Over the past few years, Portugal’s capital city has appeared on just about every single traveller’s radar. And with good reason too: Lisbon is beautiful, it’s easy to get around, and there’s plenty to see and do as well. If you’re looking for advice on what to see and do, here are ten things to do in Lisbon that you can’t miss.
- 1 Try Portugal’s National Dish
- 2 Get your Take on the Big Debate
- 3 Listen to a Fado show
- 4 Hop Aboard a Lisbon Tram
- 5 Go Bargain Hunting at Lisbon’s Flea Markets
- 6 Go Miradouro-Hopping
- 7 Experience the Buzz of the Bairro Alto
- 8 Sample the Best of Lisbon’s Top Restaurants
- 9 Try your Hand at Speaking Portuguese
- 10 Explore the City by Bike
Try Portugal’s National Dish
Portugal’s national dish, bacalhau, appears on just about every menu in every café and restaurant in Portugal.
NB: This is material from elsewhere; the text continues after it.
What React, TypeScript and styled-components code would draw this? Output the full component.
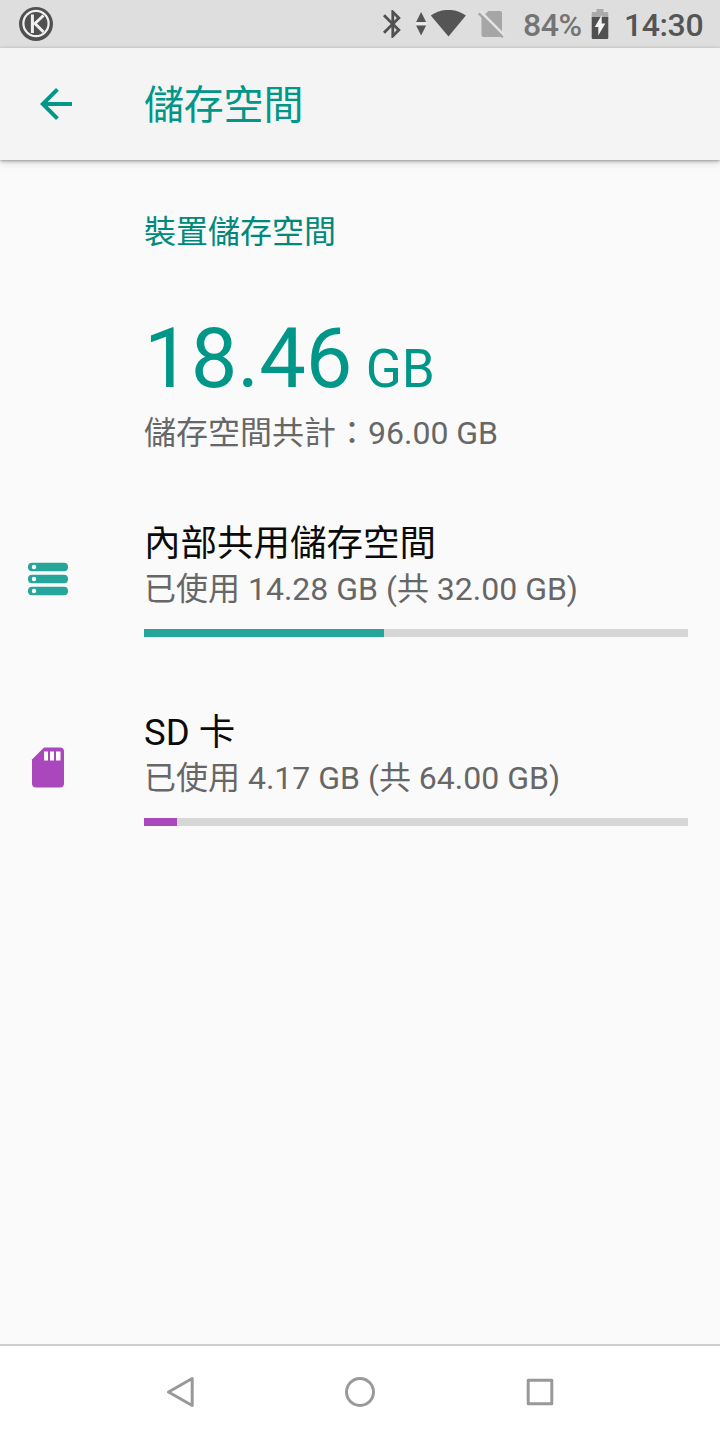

The Portuguese love bacalhau so much, and eat it so often, that they apparently have more than 365 different ways of cooking it – one for every day of the year.
You probably won’t get to try all 365 ways of cooking bacalhau, but do try a few of the different ways. Some of the most popular are bacalhau com natas and bacalhau à brás. You’ll probably also find pastéis de bacalhau (croquettes made of bacalhau) on a petiscos menu, which is a very easy way to sample the third method without having to order an entire main meal.
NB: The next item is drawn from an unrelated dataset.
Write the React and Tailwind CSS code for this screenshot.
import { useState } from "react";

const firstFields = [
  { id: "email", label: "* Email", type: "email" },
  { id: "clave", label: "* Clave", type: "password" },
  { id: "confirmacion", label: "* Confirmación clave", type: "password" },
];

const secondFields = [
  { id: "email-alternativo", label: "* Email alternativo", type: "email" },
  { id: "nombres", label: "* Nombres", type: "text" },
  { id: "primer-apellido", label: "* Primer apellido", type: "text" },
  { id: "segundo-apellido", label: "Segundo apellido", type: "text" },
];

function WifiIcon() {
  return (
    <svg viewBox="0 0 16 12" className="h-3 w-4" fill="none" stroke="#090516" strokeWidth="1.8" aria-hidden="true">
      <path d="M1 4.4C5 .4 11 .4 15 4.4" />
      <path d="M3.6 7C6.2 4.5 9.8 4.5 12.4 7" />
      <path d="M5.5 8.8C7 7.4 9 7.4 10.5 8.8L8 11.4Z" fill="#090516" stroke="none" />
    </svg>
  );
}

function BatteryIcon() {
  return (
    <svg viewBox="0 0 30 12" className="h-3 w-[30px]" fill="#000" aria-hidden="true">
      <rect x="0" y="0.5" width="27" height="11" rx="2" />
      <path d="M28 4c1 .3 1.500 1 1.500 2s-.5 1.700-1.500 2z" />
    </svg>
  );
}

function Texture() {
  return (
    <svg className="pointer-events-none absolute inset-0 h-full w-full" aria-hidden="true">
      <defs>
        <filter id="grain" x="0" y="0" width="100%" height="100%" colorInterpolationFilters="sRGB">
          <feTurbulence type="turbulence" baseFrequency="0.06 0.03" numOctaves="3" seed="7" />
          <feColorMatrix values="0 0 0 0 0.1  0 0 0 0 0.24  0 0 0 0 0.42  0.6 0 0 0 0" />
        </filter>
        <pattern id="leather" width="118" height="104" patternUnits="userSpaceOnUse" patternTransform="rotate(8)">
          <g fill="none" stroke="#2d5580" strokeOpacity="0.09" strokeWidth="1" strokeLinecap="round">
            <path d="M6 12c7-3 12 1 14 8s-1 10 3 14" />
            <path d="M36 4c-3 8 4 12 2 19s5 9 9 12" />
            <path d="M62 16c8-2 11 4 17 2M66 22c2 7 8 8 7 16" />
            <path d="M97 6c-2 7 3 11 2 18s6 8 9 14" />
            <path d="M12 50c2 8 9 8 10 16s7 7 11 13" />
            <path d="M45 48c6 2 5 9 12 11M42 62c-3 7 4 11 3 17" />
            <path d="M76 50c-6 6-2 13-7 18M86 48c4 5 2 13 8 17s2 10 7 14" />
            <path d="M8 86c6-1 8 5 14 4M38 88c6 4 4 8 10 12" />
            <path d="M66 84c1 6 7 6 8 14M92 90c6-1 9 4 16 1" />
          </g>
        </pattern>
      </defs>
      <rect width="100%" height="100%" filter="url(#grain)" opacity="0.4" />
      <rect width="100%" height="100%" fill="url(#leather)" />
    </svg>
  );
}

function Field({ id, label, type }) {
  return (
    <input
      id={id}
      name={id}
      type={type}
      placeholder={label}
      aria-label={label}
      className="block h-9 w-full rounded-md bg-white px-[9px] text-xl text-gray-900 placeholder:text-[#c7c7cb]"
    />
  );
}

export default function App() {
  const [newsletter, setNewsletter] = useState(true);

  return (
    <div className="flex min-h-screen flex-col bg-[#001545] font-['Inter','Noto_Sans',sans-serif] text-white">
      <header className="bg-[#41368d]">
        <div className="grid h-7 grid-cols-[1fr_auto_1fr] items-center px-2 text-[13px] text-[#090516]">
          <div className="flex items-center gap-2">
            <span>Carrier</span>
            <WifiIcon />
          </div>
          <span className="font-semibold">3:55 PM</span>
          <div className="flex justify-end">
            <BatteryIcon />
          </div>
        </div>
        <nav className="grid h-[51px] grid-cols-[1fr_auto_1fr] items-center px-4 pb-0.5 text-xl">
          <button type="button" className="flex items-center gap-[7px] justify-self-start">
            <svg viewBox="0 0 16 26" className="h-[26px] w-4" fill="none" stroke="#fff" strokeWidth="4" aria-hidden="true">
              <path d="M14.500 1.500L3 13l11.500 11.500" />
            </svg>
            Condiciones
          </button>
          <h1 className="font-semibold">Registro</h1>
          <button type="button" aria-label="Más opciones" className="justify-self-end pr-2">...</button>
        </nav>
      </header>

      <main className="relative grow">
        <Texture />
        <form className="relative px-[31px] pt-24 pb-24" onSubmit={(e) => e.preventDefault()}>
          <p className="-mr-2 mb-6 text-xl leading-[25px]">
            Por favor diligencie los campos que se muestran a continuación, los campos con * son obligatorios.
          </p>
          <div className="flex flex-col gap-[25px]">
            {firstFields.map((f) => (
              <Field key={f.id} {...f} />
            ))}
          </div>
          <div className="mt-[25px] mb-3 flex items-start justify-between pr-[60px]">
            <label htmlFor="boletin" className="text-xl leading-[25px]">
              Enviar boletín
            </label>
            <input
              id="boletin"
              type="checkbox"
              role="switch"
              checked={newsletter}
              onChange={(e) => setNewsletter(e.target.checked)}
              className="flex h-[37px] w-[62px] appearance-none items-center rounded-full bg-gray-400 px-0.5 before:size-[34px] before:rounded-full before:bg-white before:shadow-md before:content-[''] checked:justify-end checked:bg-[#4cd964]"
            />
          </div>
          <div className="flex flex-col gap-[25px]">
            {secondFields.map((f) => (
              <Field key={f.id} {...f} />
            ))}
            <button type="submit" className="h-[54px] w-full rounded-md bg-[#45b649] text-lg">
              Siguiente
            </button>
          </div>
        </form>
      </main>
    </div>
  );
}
Note: Bacalhau takes around 48-72 hours to desalinate. If you’re planning on cooking bacalhau in your Airbnb or Wimdu, make sure you have enough time for the preparation. Any less than this and your food will taste horribly salty.
Get your Take on the Big Debate
The pastel de nata, or Portuguese custard tart, originates from Lisbon and sampling one of these heavenly delights at Pastéis de Belém is an absolute must. Even though Pasteis de Belém have the most original recipe for pastéis de nata, they’re not the only pastelería that produces them. In fact, despite being the oldest producer, some people say that they’re no longer the best in the city.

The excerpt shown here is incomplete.